◆ Exercise objective: Below this line is a listing that includes pictures. Copy exactly, and only, the lines from the one containing "Rebuild this screenshot" through the one containing "import React from"; the pictures do not go in the copy.

◆ Provided records:
----------------

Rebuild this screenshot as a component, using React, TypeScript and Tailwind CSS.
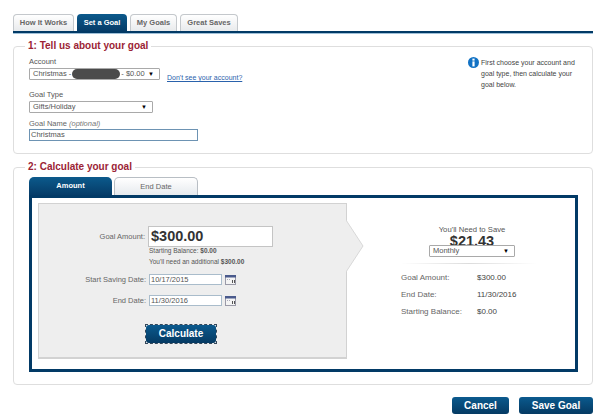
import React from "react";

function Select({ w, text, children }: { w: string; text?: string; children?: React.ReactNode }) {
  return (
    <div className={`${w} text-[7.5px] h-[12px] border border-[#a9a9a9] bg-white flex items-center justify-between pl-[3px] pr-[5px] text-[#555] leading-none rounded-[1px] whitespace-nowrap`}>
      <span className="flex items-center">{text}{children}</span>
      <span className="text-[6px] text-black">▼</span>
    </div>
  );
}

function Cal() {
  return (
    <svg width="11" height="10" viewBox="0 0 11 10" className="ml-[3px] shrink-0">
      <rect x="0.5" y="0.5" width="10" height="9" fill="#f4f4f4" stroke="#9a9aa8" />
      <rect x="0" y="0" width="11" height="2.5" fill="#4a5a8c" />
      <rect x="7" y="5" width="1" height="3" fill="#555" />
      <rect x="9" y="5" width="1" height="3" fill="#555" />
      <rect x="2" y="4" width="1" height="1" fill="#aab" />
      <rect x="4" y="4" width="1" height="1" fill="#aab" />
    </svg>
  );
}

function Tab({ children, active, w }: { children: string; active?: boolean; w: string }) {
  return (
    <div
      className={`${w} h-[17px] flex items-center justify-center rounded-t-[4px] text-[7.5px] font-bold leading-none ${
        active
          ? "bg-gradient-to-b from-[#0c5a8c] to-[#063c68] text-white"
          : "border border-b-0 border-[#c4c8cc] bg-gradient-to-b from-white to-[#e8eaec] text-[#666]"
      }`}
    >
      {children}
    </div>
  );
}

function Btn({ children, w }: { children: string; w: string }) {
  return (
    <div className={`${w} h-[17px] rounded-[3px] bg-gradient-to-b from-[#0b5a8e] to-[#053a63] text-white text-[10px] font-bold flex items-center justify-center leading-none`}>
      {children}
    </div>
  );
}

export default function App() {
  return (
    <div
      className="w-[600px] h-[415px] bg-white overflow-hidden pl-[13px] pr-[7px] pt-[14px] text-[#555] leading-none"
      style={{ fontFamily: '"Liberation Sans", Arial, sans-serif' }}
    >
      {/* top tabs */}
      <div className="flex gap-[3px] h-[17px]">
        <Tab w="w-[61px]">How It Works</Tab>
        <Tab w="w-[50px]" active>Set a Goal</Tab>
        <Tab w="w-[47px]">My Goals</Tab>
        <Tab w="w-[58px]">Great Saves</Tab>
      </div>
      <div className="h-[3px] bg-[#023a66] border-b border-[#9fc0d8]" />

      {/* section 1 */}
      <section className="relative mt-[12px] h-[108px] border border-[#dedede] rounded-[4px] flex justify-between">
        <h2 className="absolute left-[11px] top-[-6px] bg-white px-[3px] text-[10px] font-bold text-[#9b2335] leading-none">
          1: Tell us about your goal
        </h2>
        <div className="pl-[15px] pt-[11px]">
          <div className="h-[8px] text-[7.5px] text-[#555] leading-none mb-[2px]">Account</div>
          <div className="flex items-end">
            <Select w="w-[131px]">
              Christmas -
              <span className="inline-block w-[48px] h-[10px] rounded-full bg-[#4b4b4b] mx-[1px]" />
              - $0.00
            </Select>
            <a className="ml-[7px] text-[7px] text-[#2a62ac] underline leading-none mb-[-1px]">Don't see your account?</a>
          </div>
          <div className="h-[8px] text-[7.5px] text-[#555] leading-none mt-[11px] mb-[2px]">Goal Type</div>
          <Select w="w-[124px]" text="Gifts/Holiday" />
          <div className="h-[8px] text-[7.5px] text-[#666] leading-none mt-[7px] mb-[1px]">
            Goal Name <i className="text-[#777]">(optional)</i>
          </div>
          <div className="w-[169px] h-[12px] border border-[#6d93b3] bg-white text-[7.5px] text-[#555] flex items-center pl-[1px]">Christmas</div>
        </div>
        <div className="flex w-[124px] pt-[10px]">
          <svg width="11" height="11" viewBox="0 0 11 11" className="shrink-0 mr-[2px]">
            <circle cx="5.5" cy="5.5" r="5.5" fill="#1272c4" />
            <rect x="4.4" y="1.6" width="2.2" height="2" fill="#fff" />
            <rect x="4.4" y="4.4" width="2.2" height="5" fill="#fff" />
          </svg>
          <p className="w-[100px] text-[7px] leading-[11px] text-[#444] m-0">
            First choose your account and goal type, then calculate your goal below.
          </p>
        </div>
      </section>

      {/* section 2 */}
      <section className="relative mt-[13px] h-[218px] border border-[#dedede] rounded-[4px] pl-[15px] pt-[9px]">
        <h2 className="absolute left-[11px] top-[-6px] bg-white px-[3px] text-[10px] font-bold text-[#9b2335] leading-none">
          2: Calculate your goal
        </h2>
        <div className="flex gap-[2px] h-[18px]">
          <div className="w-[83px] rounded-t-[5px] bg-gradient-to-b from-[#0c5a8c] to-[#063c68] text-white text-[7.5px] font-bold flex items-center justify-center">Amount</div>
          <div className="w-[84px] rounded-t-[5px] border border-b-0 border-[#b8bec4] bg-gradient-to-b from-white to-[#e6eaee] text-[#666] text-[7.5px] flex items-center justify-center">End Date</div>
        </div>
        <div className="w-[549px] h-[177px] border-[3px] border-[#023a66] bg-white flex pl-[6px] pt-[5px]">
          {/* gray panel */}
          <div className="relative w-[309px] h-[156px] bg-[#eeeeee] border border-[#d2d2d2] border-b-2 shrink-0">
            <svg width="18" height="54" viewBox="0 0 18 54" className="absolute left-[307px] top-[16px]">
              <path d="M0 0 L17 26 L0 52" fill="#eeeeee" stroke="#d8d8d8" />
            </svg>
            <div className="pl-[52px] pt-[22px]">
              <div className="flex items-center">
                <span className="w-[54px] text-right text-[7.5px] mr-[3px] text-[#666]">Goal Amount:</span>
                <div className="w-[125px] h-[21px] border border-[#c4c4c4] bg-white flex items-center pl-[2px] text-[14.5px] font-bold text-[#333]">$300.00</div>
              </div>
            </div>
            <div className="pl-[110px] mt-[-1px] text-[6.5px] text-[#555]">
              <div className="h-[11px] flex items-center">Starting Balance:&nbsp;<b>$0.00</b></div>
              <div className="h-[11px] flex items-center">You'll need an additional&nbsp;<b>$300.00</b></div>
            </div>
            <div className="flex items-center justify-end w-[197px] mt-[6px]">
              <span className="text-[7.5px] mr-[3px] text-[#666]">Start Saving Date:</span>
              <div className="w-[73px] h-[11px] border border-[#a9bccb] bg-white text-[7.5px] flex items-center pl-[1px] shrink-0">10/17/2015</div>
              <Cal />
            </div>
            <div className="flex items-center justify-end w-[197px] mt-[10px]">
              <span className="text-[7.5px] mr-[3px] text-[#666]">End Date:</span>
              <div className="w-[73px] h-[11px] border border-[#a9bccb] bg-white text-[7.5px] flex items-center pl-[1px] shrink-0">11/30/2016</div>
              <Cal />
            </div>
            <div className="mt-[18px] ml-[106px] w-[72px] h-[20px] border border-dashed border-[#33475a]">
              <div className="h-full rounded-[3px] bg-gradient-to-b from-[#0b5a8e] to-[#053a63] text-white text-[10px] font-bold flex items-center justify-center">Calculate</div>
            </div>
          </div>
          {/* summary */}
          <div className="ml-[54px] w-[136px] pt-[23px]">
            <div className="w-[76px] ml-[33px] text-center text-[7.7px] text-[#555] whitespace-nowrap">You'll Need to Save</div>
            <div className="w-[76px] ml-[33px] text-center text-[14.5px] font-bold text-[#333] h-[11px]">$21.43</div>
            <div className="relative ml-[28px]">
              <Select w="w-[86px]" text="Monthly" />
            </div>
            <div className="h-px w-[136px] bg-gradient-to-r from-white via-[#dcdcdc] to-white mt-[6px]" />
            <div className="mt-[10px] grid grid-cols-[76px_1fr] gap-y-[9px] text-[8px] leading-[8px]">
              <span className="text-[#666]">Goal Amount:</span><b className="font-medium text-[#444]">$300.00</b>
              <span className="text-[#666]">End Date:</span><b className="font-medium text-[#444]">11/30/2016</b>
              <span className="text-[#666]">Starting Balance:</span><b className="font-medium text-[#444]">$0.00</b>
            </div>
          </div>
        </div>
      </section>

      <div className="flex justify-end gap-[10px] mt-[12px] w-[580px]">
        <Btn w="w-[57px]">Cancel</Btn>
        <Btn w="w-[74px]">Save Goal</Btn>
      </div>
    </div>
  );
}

----------------

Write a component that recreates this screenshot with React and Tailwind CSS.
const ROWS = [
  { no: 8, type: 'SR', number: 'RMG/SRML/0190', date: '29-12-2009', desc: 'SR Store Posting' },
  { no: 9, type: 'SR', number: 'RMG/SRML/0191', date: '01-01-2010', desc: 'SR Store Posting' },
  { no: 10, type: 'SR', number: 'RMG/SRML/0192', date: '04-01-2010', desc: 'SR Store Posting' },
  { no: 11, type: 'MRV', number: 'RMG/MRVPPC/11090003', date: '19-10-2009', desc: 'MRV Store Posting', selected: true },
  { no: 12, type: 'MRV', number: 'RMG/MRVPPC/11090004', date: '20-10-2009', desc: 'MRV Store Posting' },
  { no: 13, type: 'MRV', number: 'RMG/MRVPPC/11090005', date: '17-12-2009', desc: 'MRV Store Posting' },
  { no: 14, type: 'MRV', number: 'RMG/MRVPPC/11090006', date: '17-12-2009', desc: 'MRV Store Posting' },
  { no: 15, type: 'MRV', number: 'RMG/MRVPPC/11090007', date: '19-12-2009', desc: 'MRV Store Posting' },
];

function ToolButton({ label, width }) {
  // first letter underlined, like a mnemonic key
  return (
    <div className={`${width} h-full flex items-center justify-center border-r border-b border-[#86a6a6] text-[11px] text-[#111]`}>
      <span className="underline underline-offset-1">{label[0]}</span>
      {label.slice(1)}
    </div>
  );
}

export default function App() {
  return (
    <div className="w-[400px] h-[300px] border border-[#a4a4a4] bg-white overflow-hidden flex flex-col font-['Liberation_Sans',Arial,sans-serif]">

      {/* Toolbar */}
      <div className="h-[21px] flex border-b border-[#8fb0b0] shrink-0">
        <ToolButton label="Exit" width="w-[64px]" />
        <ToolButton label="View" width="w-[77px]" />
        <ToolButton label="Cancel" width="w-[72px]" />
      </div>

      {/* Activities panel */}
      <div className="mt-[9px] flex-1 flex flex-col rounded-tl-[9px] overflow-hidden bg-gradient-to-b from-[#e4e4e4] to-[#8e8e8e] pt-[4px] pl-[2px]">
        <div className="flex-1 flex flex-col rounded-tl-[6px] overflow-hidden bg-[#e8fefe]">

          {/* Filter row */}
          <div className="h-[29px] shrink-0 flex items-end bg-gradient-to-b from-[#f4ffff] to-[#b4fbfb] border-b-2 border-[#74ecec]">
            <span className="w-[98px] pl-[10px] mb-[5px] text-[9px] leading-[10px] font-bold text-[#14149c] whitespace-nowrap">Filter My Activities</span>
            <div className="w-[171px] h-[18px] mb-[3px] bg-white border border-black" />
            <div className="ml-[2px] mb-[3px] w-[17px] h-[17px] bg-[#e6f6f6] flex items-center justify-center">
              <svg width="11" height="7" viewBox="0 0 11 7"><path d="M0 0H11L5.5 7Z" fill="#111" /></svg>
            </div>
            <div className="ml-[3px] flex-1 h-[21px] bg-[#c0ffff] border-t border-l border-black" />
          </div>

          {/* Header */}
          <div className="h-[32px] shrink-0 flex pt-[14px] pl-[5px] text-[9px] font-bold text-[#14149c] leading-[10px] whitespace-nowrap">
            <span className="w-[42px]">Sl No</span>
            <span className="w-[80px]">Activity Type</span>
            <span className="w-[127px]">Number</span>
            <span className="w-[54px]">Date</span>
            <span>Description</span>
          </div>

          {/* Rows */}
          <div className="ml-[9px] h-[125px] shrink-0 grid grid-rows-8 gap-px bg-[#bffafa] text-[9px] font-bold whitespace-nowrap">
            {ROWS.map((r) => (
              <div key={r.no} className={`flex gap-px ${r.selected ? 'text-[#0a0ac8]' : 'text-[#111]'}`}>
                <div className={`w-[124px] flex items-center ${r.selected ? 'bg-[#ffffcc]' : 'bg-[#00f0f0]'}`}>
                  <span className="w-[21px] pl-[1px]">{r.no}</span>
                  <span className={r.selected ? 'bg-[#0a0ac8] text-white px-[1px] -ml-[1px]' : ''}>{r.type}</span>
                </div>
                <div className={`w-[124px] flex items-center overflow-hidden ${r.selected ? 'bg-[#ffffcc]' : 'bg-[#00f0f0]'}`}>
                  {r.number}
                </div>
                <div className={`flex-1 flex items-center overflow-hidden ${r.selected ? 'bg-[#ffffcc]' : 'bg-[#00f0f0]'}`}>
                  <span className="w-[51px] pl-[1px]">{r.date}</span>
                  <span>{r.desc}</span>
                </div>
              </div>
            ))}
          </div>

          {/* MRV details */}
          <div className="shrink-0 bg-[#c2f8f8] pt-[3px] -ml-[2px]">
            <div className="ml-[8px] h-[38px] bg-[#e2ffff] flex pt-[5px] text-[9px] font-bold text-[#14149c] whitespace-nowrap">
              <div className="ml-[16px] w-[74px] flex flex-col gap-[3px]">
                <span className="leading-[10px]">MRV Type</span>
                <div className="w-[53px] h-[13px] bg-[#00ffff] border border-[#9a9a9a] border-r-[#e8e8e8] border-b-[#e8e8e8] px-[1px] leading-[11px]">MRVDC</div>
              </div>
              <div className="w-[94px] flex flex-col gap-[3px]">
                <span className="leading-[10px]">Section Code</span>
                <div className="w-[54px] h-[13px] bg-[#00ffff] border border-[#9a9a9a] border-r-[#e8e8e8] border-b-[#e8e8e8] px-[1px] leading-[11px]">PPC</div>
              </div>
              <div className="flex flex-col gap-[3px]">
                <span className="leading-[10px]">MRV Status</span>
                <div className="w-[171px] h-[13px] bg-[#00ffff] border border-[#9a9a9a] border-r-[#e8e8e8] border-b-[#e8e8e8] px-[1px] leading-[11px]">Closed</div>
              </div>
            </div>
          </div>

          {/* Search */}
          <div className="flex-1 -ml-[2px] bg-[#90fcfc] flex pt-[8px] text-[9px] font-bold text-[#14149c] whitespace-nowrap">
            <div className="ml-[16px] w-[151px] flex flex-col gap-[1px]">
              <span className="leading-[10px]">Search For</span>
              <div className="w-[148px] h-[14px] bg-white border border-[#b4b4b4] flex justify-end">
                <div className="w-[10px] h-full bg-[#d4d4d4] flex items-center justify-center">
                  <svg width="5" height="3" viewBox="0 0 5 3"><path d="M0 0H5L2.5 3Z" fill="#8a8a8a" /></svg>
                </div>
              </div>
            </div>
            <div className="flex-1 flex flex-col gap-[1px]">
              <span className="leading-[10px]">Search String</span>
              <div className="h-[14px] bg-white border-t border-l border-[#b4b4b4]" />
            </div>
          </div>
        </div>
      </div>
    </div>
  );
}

----------------

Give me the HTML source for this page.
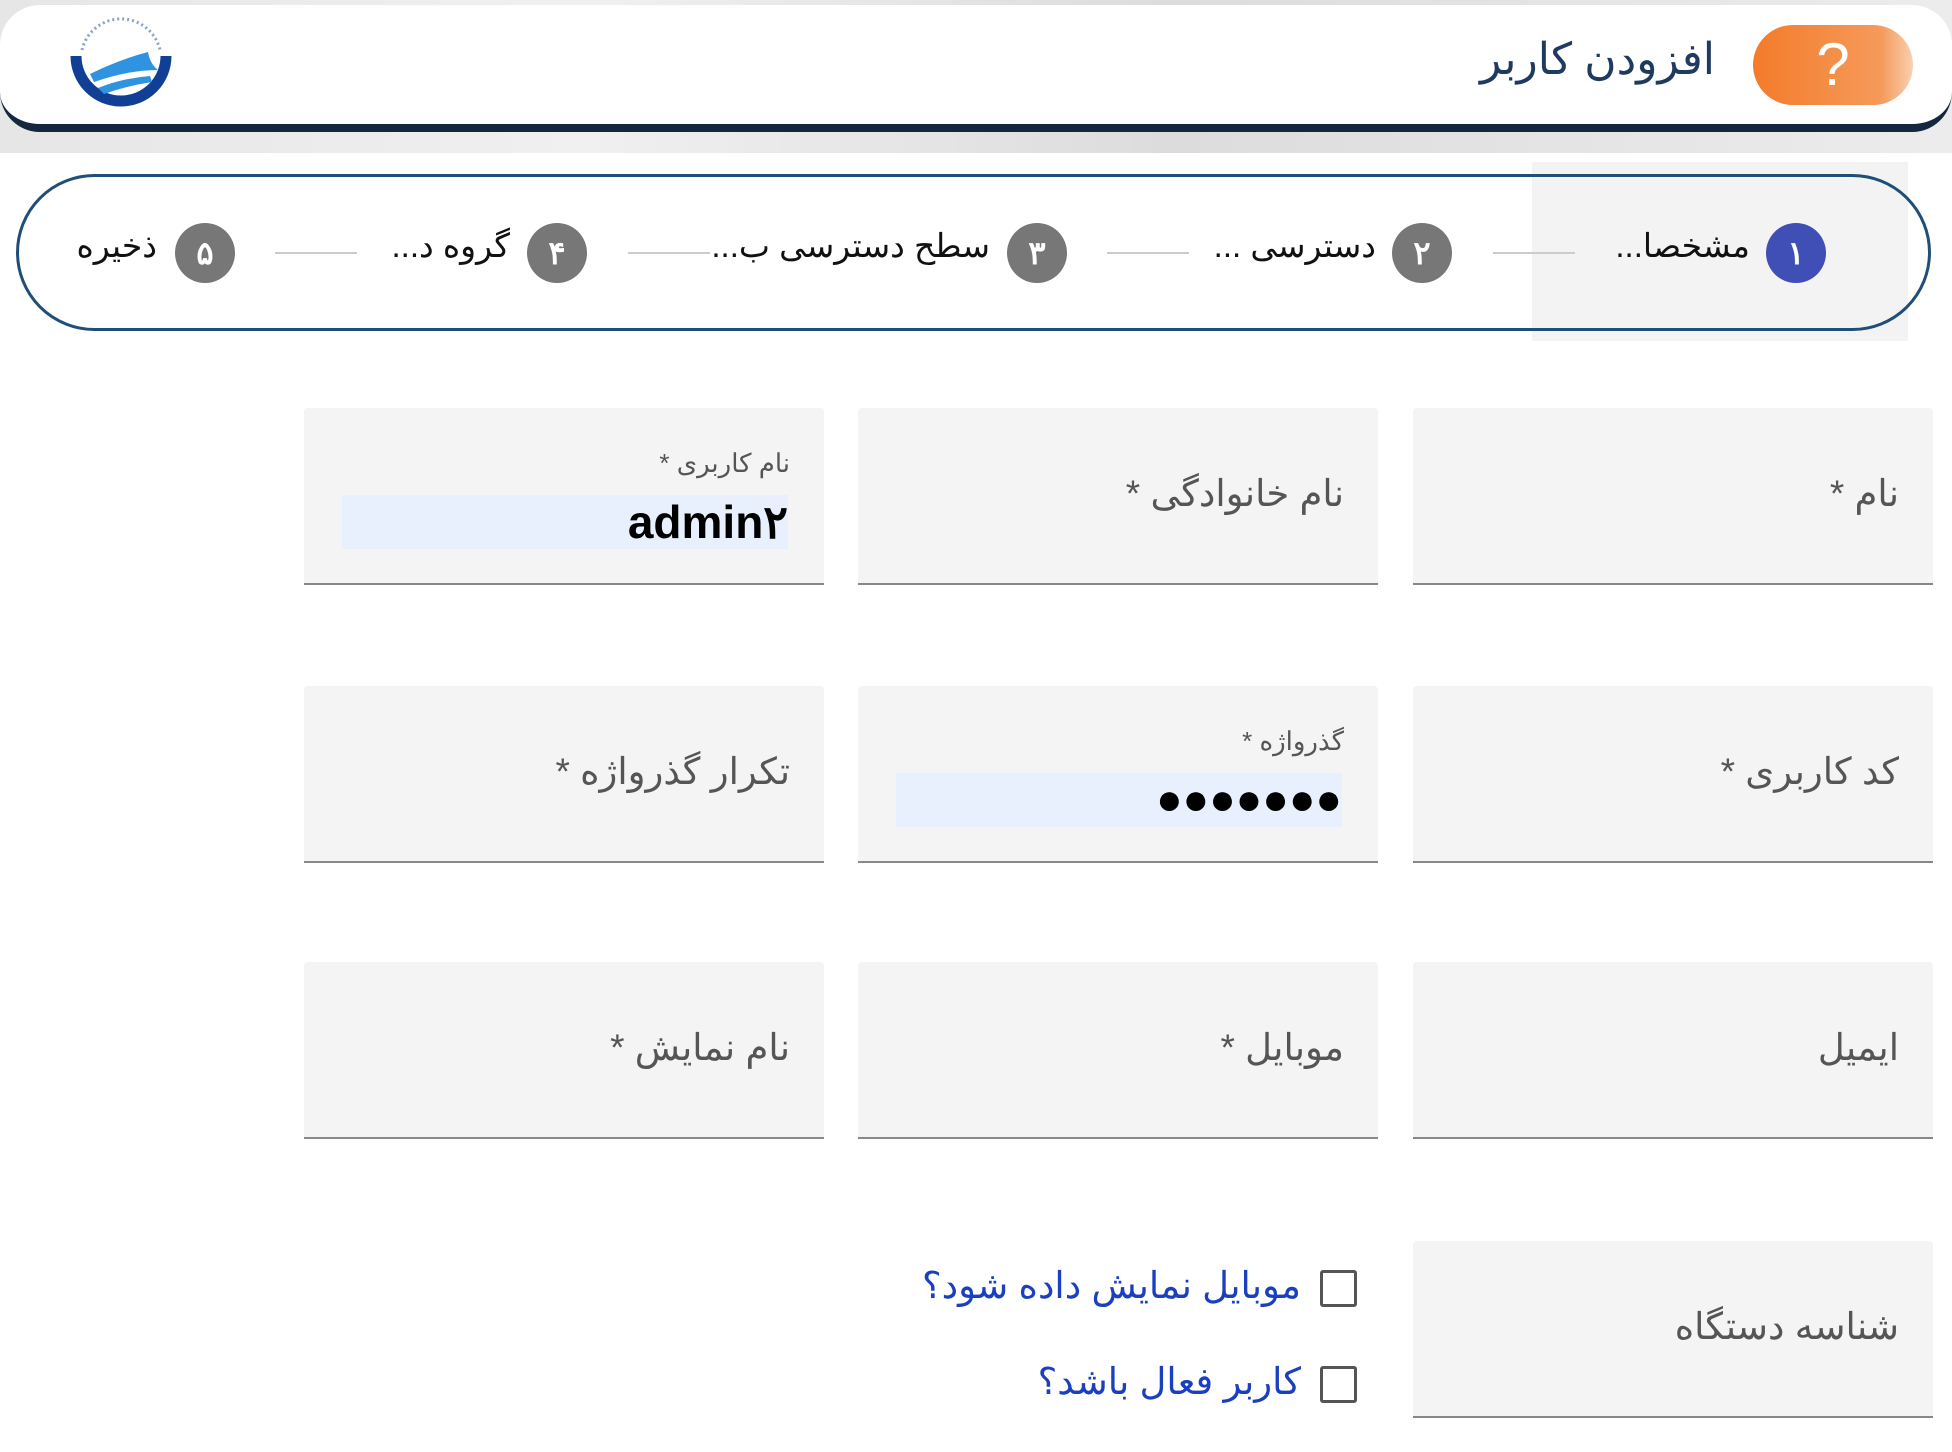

----------------

◆ Complete output:
Rebuild this screenshot as a component, using React, TypeScript and Tailwind CSS.
import React from "react";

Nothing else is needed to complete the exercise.